Using Gradient Descent with Least Squares has several advantages. Firstly, it allows for the optimization of complex models with many parameters. Secondly, it can handle large datasets efficiently by updating the parameters incrementally. Additionally, Gradient Descent is a flexible and scalable algorithm that can be applied to various types of loss functions, beyond just Least Squares.

Are there any limitations or challenges in using Gradient Descent with Least Squares?

Yes, there are some limitations and challenges in using Gradient Descent with Least Squares. One challenge is choosing an appropriate learning rate, as using a learning rate that is too small can result in slow convergence, while a learning rate that is too large can cause the algorithm to overshoot the optimal solution. Another challenge is handling features with different scales, which can lead to slow convergence and suboptimal results. Proper feature scaling techniques such as normalization or standardization can help mitigate this issue.

How do I implement Gradient Descent with Least Squares in my machine learning model?

To implement Gradient Descent with Least Squares, you first need to define a loss function, which in this case is the sum of squared differences between the observed and predicted values. Then, you initialize the parameters of your model and start iterating through the training data. In each iteration, you calculate the gradient of the loss function with respect to the parameters and update the parameters using the learning rate and the negative gradient. This process continues until convergence is reached, which is usually determined by a predefined stopping criterion such as the number of iterations or a threshold for the change in the loss function.

What are the different variations of Gradient Descent?

There are several variations of Gradient Descent, including Batch Gradient Descent, Mini-Batch Gradient Descent, and Stochastic Gradient Descent.
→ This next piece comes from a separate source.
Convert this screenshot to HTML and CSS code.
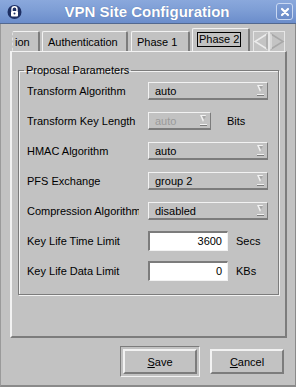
FILE: index.html
```html
<!DOCTYPE html>
<html>

<head>
  <title>VPN Site Configuration</title>
  <link rel="stylesheet" href="styles.css">
</head>

<body>
  <div class="window">
    <div class="titlebar">
      <svg class="lock-icon" width="15" height="16" viewBox="0 0 15 16">
        <circle cx="7.5" cy="8" r="7" fill="#1d2f63" />
        <path d="M5 7 V5.2 a2.5 2.5 0 0 1 5 0 V7" fill="none" stroke="#fff" stroke-width="1.4" />
        <rect x="4" y="7" width="7" height="5.5" rx="1" fill="#fff" />
        <circle cx="7.5" cy="9.6" r="1" fill="#1d2f63" />
      </svg>
      <span class="title">VPN Site Configuration</span>
      <span class="close-btn">
        <svg width="10" height="10" viewBox="0 0 10 10">
          <path d="M2 2 L8 8 M8 2 L2 8" stroke="#fff" stroke-width="2.2" stroke-linecap="round" />
        </svg>
      </span>
    </div>

    <div class="tabs">
      <div class="tab tab-cut">ion</div>
      <div class="tab tab-auth">Authentication</div>
      <div class="tab tab-p1">Phase 1</div>
      <div class="tab selected"><span class="focus">Phase 2</span></div>
      <div class="tab-arrows">
        <svg width="32" height="21" viewBox="0 0 32 21">
          <rect x="0.5" y="0.5" width="15" height="20" fill="#c4c4c4" stroke="#e6e6e6" />
          <rect x="16.5" y="0.5" width="15" height="20" fill="#c4c4c4" stroke="#e6e6e6" />
          <path d="M14 3 L2 10.5 L14 18" fill="none" stroke="#ececec" stroke-width="1.5" />
          <path d="M14 18 L14 3" stroke="#9a9a9a" stroke-width="1" />
          <path d="M18 3 L30 10.5 L18 18" fill="none" stroke="#a8a8a8" stroke-width="1.5" />
          <path d="M18 3 L18 18" stroke="#ececec" stroke-width="1" />
        </svg>
      </div>
    </div>

    <div class="panel">
      <fieldset class="group">
        <legend>Proposal Parameters</legend>

        <div class="row">
          <label>Transform Algorithm</label>
          <div class="combo wide"><span>auto</span><i class="arrow"></i></div>
        </div>
        <div class="row">
          <label>Transform Key Length</label>
          <div class="combo narrow disabled"><span>auto</span><i class="arrow"></i></div>
          <span class="unit bits">Bits</span>
        </div>
        <div class="row">
          <label>HMAC Algorithm</label>
          <div class="combo wide"><span>auto</span><i class="arrow"></i></div>
        </div>
        <div class="row">
          <label>PFS Exchange</label>
          <div class="combo wide"><span>group 2</span><i class="arrow"></i></div>
        </div>
        <div class="row">
          <label>Compression Algorithm</label>
          <div class="combo wide"><span>disabled</span><i class="arrow"></i></div>
        </div>
        <div class="row">
          <label>Key Life Time Limit</label>
          <div class="field">3600</div>
          <span class="unit">Secs</span>
        </div>
        <div class="row">
          <label>Key Life Data Limit</label>
          <div class="field">0</div>
          <span class="unit">KBs</span>
        </div>
      </fieldset>
    </div>

    <div class="buttons">
      <div class="default-frame">
        <div class="button"><u>S</u>ave</div>
      </div>
      <div class="button"><u>C</u>ancel</div>
    </div>
  </div>
</body>

</html>
```

FILE: styles.css
```css
/* window colours */
:root {
  --face: #c2c2c2;
  --light: #f2f2f2;
  --shadow: #7c7c7c;
  --dark: #4a4a4a;
  --title-top: #7f9fd6;
  --title-bottom: #6b8dcb;
}

body {
  margin: 0;
  padding: 0;
  font-family: "Liberation Sans", Arial, sans-serif;
  font-size: 11px;
  color: #000;
  background-color: var(--face);
}

.window {
  width: 296px;
  height: 387px;
  box-sizing: border-box;
  display: flex;
  flex-direction: column;
  background-color: var(--face);
  border-left: 1px solid #9a9a9a;
  border-right: 1px solid #8a8a8a;
  border-bottom: 2px solid #8a8a8a;
}

/* title bar */
.titlebar {
  height: 23px;
  margin: 0 -1px;
  display: flex;
  align-items: center;
  background: linear-gradient(#8aa8dc, var(--title-top) 40%, var(--title-bottom));
  border-bottom: 1px solid #52688f;
}

.lock-icon {
  margin-left: 7px;
}

.title {
  flex: 1;
  text-align: center;
  color: #fff;
  font-weight: bold;
  font-size: 15px;
  text-shadow: 0 0 1px #4c6aa0;
  margin-right: 4px;
}

.close-btn {
  width: 15px;
  height: 15px;
  margin-right: 3px;
  border: 1px solid #c9d8f2;
  border-radius: 3px;
  background: linear-gradient(#7e9ed6, #6a8bc8);
  display: flex;
  align-items: center;
  justify-content: center;
}

/* tab strip */
.tabs {
  height: 27px;
  display: flex;
  align-items: flex-end;
  padding-left: 11px;
}

.tab {
  box-sizing: border-box;
  height: 20px;
  padding: 0 0 0 5px;
  display: flex;
  align-items: center;
  border-top: 1px solid var(--light);
  border-left: 1px solid var(--light);
  border-right: 2px solid var(--shadow);
  border-radius: 2px 2px 0 0;
  margin-right: 2px;
  white-space: nowrap;
  overflow: hidden;
}

.tab-cut {
  width: 28px;
  padding-left: 2px;
  border-left: 1px dashed #e0e0e0;
}

.tab-auth {
  width: 86px;
  margin-right: 3px;
}

.tab-p1 {
  width: 59px;
}

.tab.selected {
  height: 23px;
  width: 58px;
  padding: 3px 0 0 4px;
  margin-right: 3px;
  align-items: flex-start;
}

.focus {
  border: 1px solid #000;
  padding: 0 1px 1px 1px;
  line-height: 12px;
}

.tab-arrows {
  margin-bottom: -1px;
  height: 21px;
}

/* main notebook page */
.panel {
  height: 287px;
  box-sizing: border-box;
  margin: 0 8px 0 9px;
  border-top: 1px solid var(--light);
  border-left: 2px solid var(--light);
  border-right: 2px solid var(--shadow);
  border-bottom: 2px solid var(--shadow);
  padding: 12px 6px 0 6px;
}

.group {
  margin: 0;
  padding: 0 0 12px 8px;
  border: 1px solid var(--shadow);
  box-shadow: inset 1px 1px 0 var(--light), 1px 1px 0 var(--light);
  height: 231px;
  box-sizing: border-box;
}

.group legend {
  padding: 0 2px;
  margin-left: -3px;
}

.row {
  height: 30px;
  display: flex;
  align-items: center;
}

.row label {
  width: 112px;
  margin-right: 9px;
  overflow: hidden;
  white-space: nowrap;
  flex-shrink: 0;
}

/* combo boxes */
.combo {
  box-sizing: border-box;
  height: 18px;
  display: flex;
  align-items: center;
  justify-content: space-between;
  padding: 0 3px 0 6px;
  border-top: 1px solid var(--light);
  border-left: 1px solid var(--light);
  border-right: 1px solid var(--shadow);
  border-bottom: 2px solid var(--shadow);
}

.combo.wide {
  width: 120px;
}

.combo.narrow {
  width: 63px;
}

.combo.disabled span {
  color: #9a9a9a;
}

.arrow {
  width: 7px;
  height: 11px;
  background:
    linear-gradient(var(--light), var(--light)) 0 9px / 7px 1px no-repeat,
    linear-gradient(var(--shadow), var(--shadow)) 0 10px / 7px 1px no-repeat;
  position: relative;
}

.arrow::before {
  content: "";
  position: absolute;
  left: 0;
  top: 0;
  border-left: 3.5px solid transparent;
  border-right: 3.5px solid transparent;
  border-top: 7px solid var(--light);
}

.arrow::after {
  content: "";
  position: absolute;
  left: 2px;
  top: 1px;
  border-left: 2px solid transparent;
  border-right: 2px solid transparent;
  border-top: 4px solid #a8a8a8;
}

/* text fields */
.field {
  box-sizing: border-box;
  width: 80px;
  height: 20px;
  background-color: #fff;
  border-top: 2px solid var(--shadow);
  border-left: 2px solid var(--shadow);
  border-right: 1px solid var(--light);
  border-bottom: 1px solid var(--light);
  text-align: right;
  padding-right: 5px;
  line-height: 17px;
}

.unit {
  margin-left: 8px;
}

.unit.bits {
  margin-left: 16px;
}

/* dialog buttons */
.buttons {
  flex: 1;
  display: flex;
  justify-content: flex-end;
  align-items: flex-start;
  padding: 8px 11px 0 0;
  gap: 10px;
}

.default-frame {
  padding: 2px;
  border-top: 1px solid var(--shadow);
  border-left: 1px solid var(--shadow);
  border-right: 1px solid var(--light);
  border-bottom: 1px solid var(--light);
}

.button {
  box-sizing: border-box;
  width: 74px;
  height: 25px;
  display: flex;
  align-items: center;
  justify-content: center;
  border-top: 2px solid var(--light);
  border-left: 2px solid var(--light);
  border-right: 2px solid var(--shadow);
  border-bottom: 2px solid var(--shadow);
}

.buttons > .button {
  margin-top: 3px;
}
```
What is Batch Gradient Descent?

Batch Gradient Descent is the traditional form of Gradient Descent where the entire training dataset is used to calculate the gradient in each iteration. It can be computationally expensive when dealing with large datasets, as it requires the evaluation of all training examples. However, it guarantees convergence to the global minimum in convex loss functions.

What is Mini-Batch Gradient Descent?

Mini-Batch Gradient Descent is a variation of Gradient Descent where only a randomly selected subset of the training dataset, called a mini-batch, is used to calculate the gradient in each iteration. This approach strikes a balance between the efficiency of Stochastic Gradient Descent and the stability of Batch Gradient Descent, as it reduces the variance of the gradient estimates while still being computationally efficient.
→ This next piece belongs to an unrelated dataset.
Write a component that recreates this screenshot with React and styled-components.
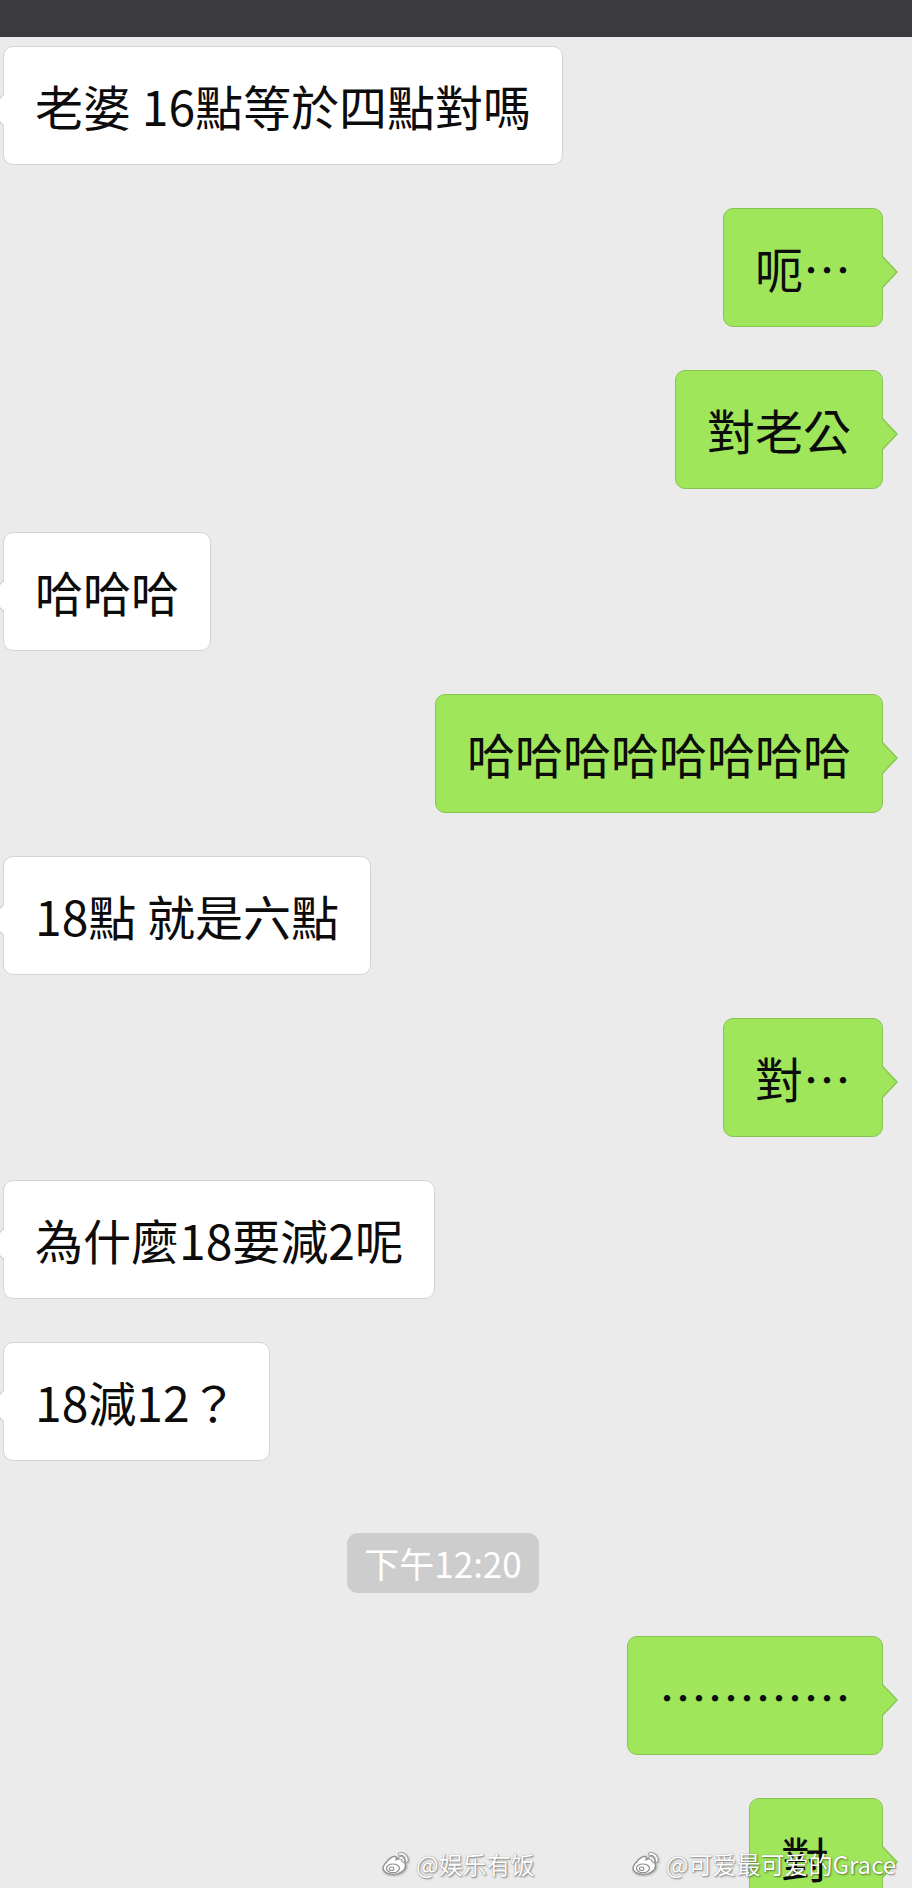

What is Stochastic Gradient Descent?

Stochastic Gradient Descent is a variation of Gradient Descent where the parameters are updated based on the gradient calculated using only a single randomly selected training example in each iteration. It is computationally efficient and can handle large datasets, but the gradient estimates have high variance, which can lead to noisy convergence. Stochastic Gradient Descent is often used in scenarios with a large number of training examples.